Kevin: Still, the end result isn't...bad. It's just not...great...either. This feels like trimmed of some fat for time, we would get a decent two-part episode out of it. Solid, but not exactly memorable.

Matthew: That's the thing. We've raked this over the coals pretty thoroughly, I think. But the nuts and bolts of the story are basically sound, if not taken in directions we think would better aid drama and deeper investigation. The ethical nugget is there. It's just kind of mediocre.

Acting

Kevin: Much in keeping with my story assessment, in the acting department, everyone was...fine. I don't think any molds were broken, but no one was bad certainly. F. Murray Abraham chewed the scenery, but I didn't dislike it. I didn't have enough of a narrative hook to care that much, but he did the job he was asked to. I also think Anthony Zerba was perfectly adequate as Admiral with an Ulterior Motive.

Matthew: He certainly perfected his officiously dick-wad "Dougherty OUT." Now look, I know F. Murry Abraham is a "Big Deal." but he got even less to do than previous big deal Malcolm McDowell. I just didn't care about him, and the read he gave it was too transparently villainous for me to maintain my credulity with resepect to the Federation ever signing on with these jerkos.

Kevin: I love Donna Murphy full stop. She is a legendary Broadway performer. I wish she had more to do here. What she was asked to do, she did fine, but in the back of my head, I know I'm never going to see this character again, so any proto-romance is going to fall flat. Still, I bought her as the kind, competent leader of these people.

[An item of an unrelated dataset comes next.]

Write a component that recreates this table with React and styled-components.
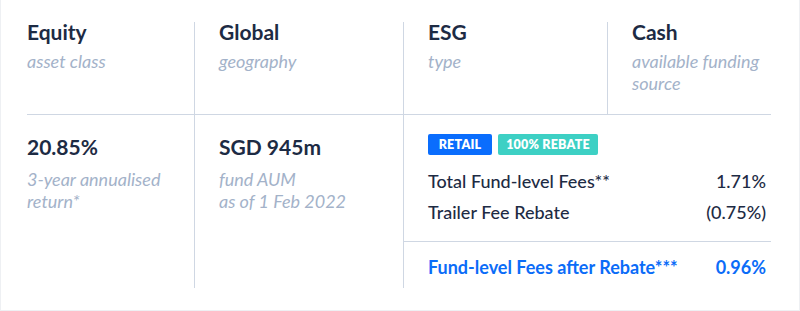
import styled, { createGlobalStyle } from 'styled-components'

const GlobalStyle = createGlobalStyle`
    body {
        margin: 0;
        background: #fff;
        font-family: Lato, "Noto Sans", sans-serif;
        color: #1d2b44;
    }
`

const Card = styled.section`
    box-sizing: border-box;
    width: 800px;
    height: 311px;
    padding: 22px 28px 0 26px;
    border: 1px solid #eef0f3;
    border-top: none;
    background: #fff;
`
const Row = styled.div`
    display: grid;
    grid-template-columns: ${({ cols }) => cols};
    border-bottom: ${({ lined }) => (lined ? '1px solid #cfd7e3' : 'none')};
`
const Cell = styled.div`
    padding: ${({ top }) => top}px 0 20px ${({ first }) => (first ? 0 : 24)}px;
    border-left: ${({ first }) => (first ? 'none' : '1px solid #cfd7e3')};
`
const Title = styled.div`
    font-size: 21px;
    line-height: 20px;
    font-weight: 700;
    color: #1d2b44;
`
const Caption = styled.div`
    margin-top: ${({ gap }) => gap}px;
    font-size: 18px;
    line-height: 22px;
    font-style: italic;
    color: #a3b2c9;
`
const FeeCell = styled.div`
    border-left: 1px solid #cfd7e3;
    padding-top: 19px;
`
const Badges = styled.div`
    display: flex;
    gap: 6px;
    padding-left: 24px;
`
const Badge = styled.span`
    display: inline-flex;
    align-items: center;
    justify-content: center;
    height: 21px;
    width: ${({ w }) => w}px;
    border-radius: 2px;
    background: ${({ bg }) => bg};
    color: #fff;
    font-size: 12.5px;
    font-weight: 800;
    letter-spacing: 0.2px;
`
const FeeList = styled.div`
    margin-top: 11px;
    padding: 0 5px 13px 24px;
    border-bottom: 1px solid #cfd7e3;
`
const FeeRow = styled.div`
    display: flex;
    justify-content: space-between;
    font-size: 18px;
    line-height: 31px;
    font-weight: 500;
    color: ${({ accent }) => (accent ? '#0b6cf8' : '#1d2b44')};
    ${({ accent }) => accent && 'font-weight: 700;'}
`
const Total = styled.div`
    padding: 10px 5px 5px 24px;
`

const facts = [
    { title: 'Equity', caption: 'asset class' },
    { title: 'Global', caption: 'geography' },
    { title: 'ESG', caption: 'type' },
    { title: 'Cash', caption: <>available funding<br />source</> },
]

const App = () => {
    return (
        <>
            <GlobalStyle />
            <Card>
                <Row cols="167px 209px 204px 1fr" lined>
                    {facts.map((f, i) => (
                        <Cell key={f.title} first={i === 0} top={0}>
                            <Title>{f.title}</Title>
                            <Caption gap={8}>{f.caption}</Caption>
                        </Cell>
                    ))}
                </Row>
                <Row cols="167px 209px 1fr">
                    <Cell first top={22}>
                        <Title>20.85%</Title>
                        <Caption gap={11}>3-year annualised<br />return*</Caption>
                    </Cell>
                    <Cell top={22}>
                        <Title>SGD 945m</Title>
                        <Caption gap={11}>fund AUM<br />as of 1 Feb 2022</Caption>
                    </Cell>
                    <FeeCell>
                        <Badges>
                            <Badge w={64} bg="#0a6dfd">RETAIL</Badge>
                            <Badge w={100} bg="#3dd0c4">100% REBATE</Badge>
                        </Badges>
                        <FeeList>
                            <FeeRow>
                                <span>Total Fund-level Fees**</span>
                                <span>1.71%</span>
                            </FeeRow>
                            <FeeRow>
                                <span>Trailer Fee Rebate</span>
                                <span>(0.75%)</span>
                            </FeeRow>
                        </FeeList>
                        <Total>
                            <FeeRow accent>
                                <span>Fund-level Fees after Rebate***</span>
                                <span>0.96%</span>
                            </FeeRow>
                        </Total>
                    </FeeCell>
                </Row>
            </Card>
        </>
    )
}

export default App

Matthew: Frakes and Sirtis have settled into the lovable chemistry they've always had, and it is a joy to watch here. I also really liked Burton's fun (albeit recycled) takes on "seeing for the first time." Worf provided one liners adequately. Spiner recapitulated Season 1-2 Data in a manner which, although fine for what it was, speaks to a certain lack of care for the character. Three movies in, I think Data is the character who has come off the worst.

Production Values

Kevin: There are a lot of action sequences and I can't find technical fault with any one of them, per se. This was the first use of purely CGI ship model and I think they did a good job with it. The nebula got a little soupy, but it was sufficiently lit to not make that a problem. I think the problem was that while adequate, the visual weren't as inspiring from a story perspective. The Son'a design sits somewhere between generic and evil. Not to overly harp on the comparison to WOK, but there was something stately in the choreography that this one lacked. They weren't bad, and certainly not the chaotic lens flare fest of movies that shall not be named, but not bad.

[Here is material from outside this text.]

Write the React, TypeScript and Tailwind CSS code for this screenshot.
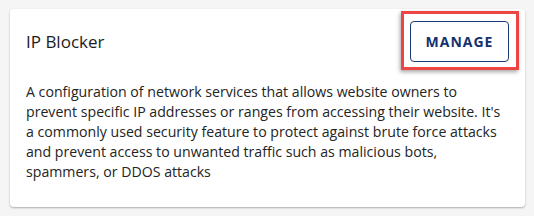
export default function App() {
  return (
    <div className="min-h-screen bg-[#f5f5f5] pt-[9px] pl-[10px] pr-[9px] font-['Open_Sans',sans-serif]">
      <div className="rounded bg-white shadow-[0_1px_2px_rgba(0,0,0,0.3)] px-4 pt-3 pb-[25px]">
        <div className="flex items-center justify-between">
          <h2 className="text-[17px] text-[#1c1c1c]">IP Blocker</h2>
          <div className="relative">
            <button className="h-[41px] w-[99px] rounded border border-[#1b3a78] text-[14px] font-bold tracking-[1px] text-[#143070]">
              MANAGE
            </button>
            <div className="pointer-events-none absolute -left-[9px] -right-[10px] -top-[10px] -bottom-[8px] border-[3px] border-[#ef4444] shadow-[-1px_2px_4px_rgba(0,0,0,0.35)]" />
          </div>
        </div>
        <p className="mt-[20px] mr-[4px] text-[14.15px] leading-[20px] text-[#242424]">
          A configuration of network services that allows website owners to prevent specific IP addresses or ranges from accessing their website. It's a commonly used security feature to protect against brute force attacks and prevent access to unwanted traffic such as malicious bots, spammers, or DDOS attacks
        </p>
      </div>
    </div>
  )
}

Matthew: I pretty much unequivocally liked the cloud stuff. I think they lit it gorgeously, and it ends up being some of the best "astrophysical" imagery we've gotten from Trek. The Sona made no goddamned sense from costumes to set designs to FX exterior shots. Their ultimate weapon was pointlessly constructed. Their bizarre divans on the bridge were not well done - I am not opposed to the concept of a chaise lounge on the bridge. But it has to make sense aesthetically with the surroundings, and here it did not. It was as if someone had plunked a lawn chair down on to the Enterprise bridge set.

Kevin: The outdoor scenes were gorgeous. The Ba'ku village was nicely if, again, not amazingly done. It all felt like a riff on a Bajoran village if Bajor had a movie instead of syndicated budget. The array served its purpose as Nakatomi Plaza in outer space, a superstructure for a climactic final sequence.

Matthew: Hmm. I am conflicted on the Baku village. On the one hand, it clearly was detailed and well constructed. But it did not look lived in. It didn't look dirty. It looked like a set that had been dropped down into a location just a day before. I think this was part and parcel of a general lack of development with the Baku ethos. THIS is what they came up with after 200 years of self exploration? Now, I'm not saying everything has to be gleaming and futuristic. But there needed to be some visual means of exploring the progress these people have made exploring inner space, after eschewing the exploration of outer space.

Conclusion

Kevin: This is almost the definition of a 3. This movie is undeniably a piece of Star Trek. The actors and their characters are competently and authentically portrayed, and even via Riker and Troi experience some long term growth. There is a moral conundrum that is at least passingly discussed from more than one side. The problem is it never rises above merely ticking off the boxes of the checklist. The problem is not sufficiently engaging, and the villains too two-dimensional to really sing. I'm currently rewatching The Good Place in advance of its third season, and I think if I am ever sent to the Medium Place, this is the movie that would be on for me. It's not as good as Wrath of Khan or First Contact, but not bad like Final Frontier or the Abrams stuff. I could hang out with Mindy St. Claire and have a warm beer and watch this move for eternity while feeling neither punished nor rewarded for my actions on Earth.

Matthew: Yup. This is a 3 for me as well, for a total of 6. This is a concept and set of questions that could have been much more fruitfully developed. It looked great and had some fun stuff in it, but it ultimately left me unsatisfied as to the depth of its exploration of said ethical questions, and the plot felt very loose and half baked. Soggy bottom-ed, if you will.